The reason for the inadequacy of the foundation budget is that the formula was created in 1993, before any of the curriculum frameworks were developed, and the formula not only has not been reviewed since the frameworks were developed but the department has no intention of doing so.

In addition, a coalition of business and school leaders intend to lobby the Legislature to turn around one hundred of the State’s worst schools in three years. Group Seeks to Lift Worst State Schools, Boston Globe, Feb. 2, 2005, at A1 and B6.

Chief Justice Marshall cites to Student No. 9 v. Board of Educ., 440 Mass. 752 (2004), many times to support her opinion. It is important to note that the case did not involve a constitutional issue, and therefore, it is of limited utility to the analysis in this case.

In other contexts, I have expressed concern for the well-being of our children. See, e.g., Barnett v. Lynn, 433 Mass. 662, 667-668 (2001) (Ireland, J., concurring) (city officials should be expected to take reasonable measures to protect children when they have advance notice of danger); Brum v. Dartmouth, 428 Mass. 684, 708-710 (1999) (Ireland, J., concurring, with whom Abrams and Marshall, JJ., joined) (school officials should take steps to protect children from harm where they have advance notice of danger).
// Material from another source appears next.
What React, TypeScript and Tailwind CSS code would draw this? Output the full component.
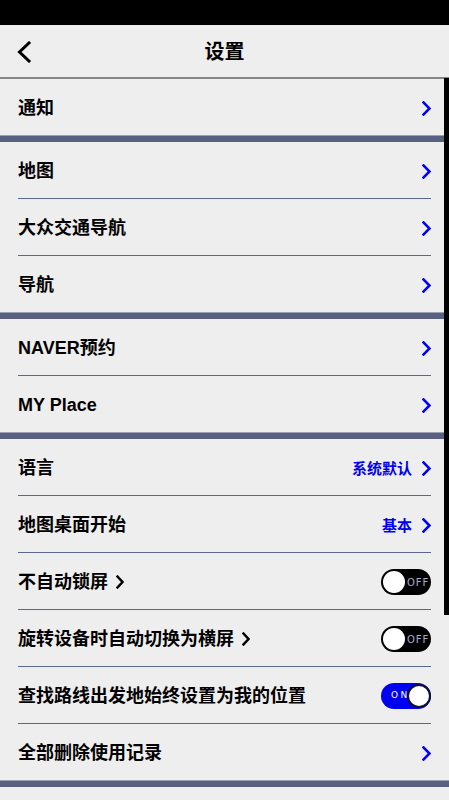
import React from "react";

const font = { fontFamily: '"Liberation Sans", "Noto Sans CJK SC", sans-serif' };

function Chevron({ color = "#0000ff", w = 9, h = 15, sw = 2.6 }: { color?: string; w?: number; h?: number; sw?: number }) {
  return (
    <svg width={w} height={h} viewBox={`0 0 ${w} ${h}`} fill="none">
      <polyline points={`1.5,1.5 ${w - 1.5},${h / 2} 1.5,${h - 1.5}`} stroke={color} strokeWidth={sw} strokeLinecap="square" strokeLinejoin="miter" />
    </svg>
  );
}

function Toggle({ on }: { on: boolean }) {
  if (on) {
    return (
      <div className="relative w-[50px] h-[26px] rounded-full bg-[#0000f0] flex items-center">
        <span className="absolute left-[10px] text-[9px] tracking-[2.5px] text-white" style={{ fontFamily: '"DejaVu Sans", sans-serif' }}>ON</span>
        <div className="absolute right-[0px] top-[1px] w-[24px] h-[24px] rounded-full bg-white border-[2px] border-[#101030]" />
      </div>
    );
  }
  return (
    <div className="relative w-[50px] h-[26px] rounded-full bg-black flex items-center">
      <div className="absolute left-[2px] top-[2px] w-[22px] h-[22px] rounded-full bg-white" />
      <span className="absolute left-[26px] text-[10px] tracking-[1px] text-[#a8aed0]" style={{ fontFamily: '"DejaVu Sans", sans-serif' }}>OFF</span>
    </div>
  );
}

function Row({ label, right, inlineChevron }: { label: string; right?: React.ReactNode; inlineChevron?: boolean }) {
  return (
    <div className="h-[56px] flex items-center justify-between pl-[18px] pr-[18px]">
      <div className="flex items-center gap-[8px] translate-y-[1px]">
        <span className="text-[18px] font-bold text-black leading-none">{label}</span>
        {inlineChevron && <Chevron color="#000" w={8} h={14} sw={2.4} />}
      </div>
      <div className="translate-y-[1px]">{right ?? <Chevron />}</div>
    </div>
  );
}

function Divider() {
  return <div className="mx-[18px] h-px bg-[#5a6890]" />;
}

function Sep() {
  return <div className="h-[7px] bg-[#595f80] border-t border-[#9ba0b4]" />;
}

function RightLabel({ text }: { text: string }) {
  return (
    <div className="flex items-center gap-[10px]">
      <span className="text-[15px] font-bold text-[#0000f0] leading-none">{text}</span>
      <Chevron />
    </div>
  );
}

export default function App() {
  return (
    <div className="relative w-[449px] h-[800px] bg-[#eeeeee] overflow-hidden" style={font}>
      <div className="h-[25px] bg-black" />
      <div className="relative h-[54px] flex items-center justify-center border-b-2 border-[#858585]">
        <div className="absolute left-[16px] top-[16px]">
          <svg width="16" height="22" viewBox="0 0 16 22" fill="none">
            <polyline points="13,2 3.5,11 13,20" stroke="#000" strokeWidth="3" strokeLinecap="square" />
          </svg>
        </div>
        <span className="text-[20px] font-bold text-black translate-y-[1px]">设置</span>
      </div>
      <Row label="通知" />
      <Sep />
      <Row label="地图" />
      <Divider />
      <Row label="大众交通导航" />
      <Divider />
      <Row label="导航" />
      <Sep />
      <Row label="NAVER预约" />
      <Divider />
      <Row label="MY Place" />
      <Sep />
      <Row label="语言" right={<RightLabel text="系统默认" />} />
      <Divider />
      <Row label="地图桌面开始" right={<RightLabel text="基本" />} />
      <Divider />
      <Row label="不自动锁屏" inlineChevron right={<Toggle on={false} />} />
      <Divider />
      <Row label="旋转设备时自动切换为横屏" inlineChevron right={<Toggle on={false} />} />
      <Divider />
      <Row label="查找路线出发地始终设置为我的位置" right={<Toggle on={true} />} />
      <Divider />
      <Row label="全部删除使用记录" />
      <Sep />
      <div className="absolute right-0 top-[78px] w-[5px] h-[537px] bg-black" />
    </div>
  );
}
Moreover, the lack of educational opportunity in the public schools has a ripple effect, as demonstrated by the awarding of the John and Abigail Adams Scholarships to the top scorers on the MCAS examination in each school district. In order to be eligible, students must first achieve a minimum score and then be among the top twenty-five per cent of their district. In Springfield, only seven per cent of seniors qualified, and in Lowell, only thirteen per cent qualified. Minorities Lagging in Tuition Program, Boston Globe, Dec. 11, 2004, at A1 and A7.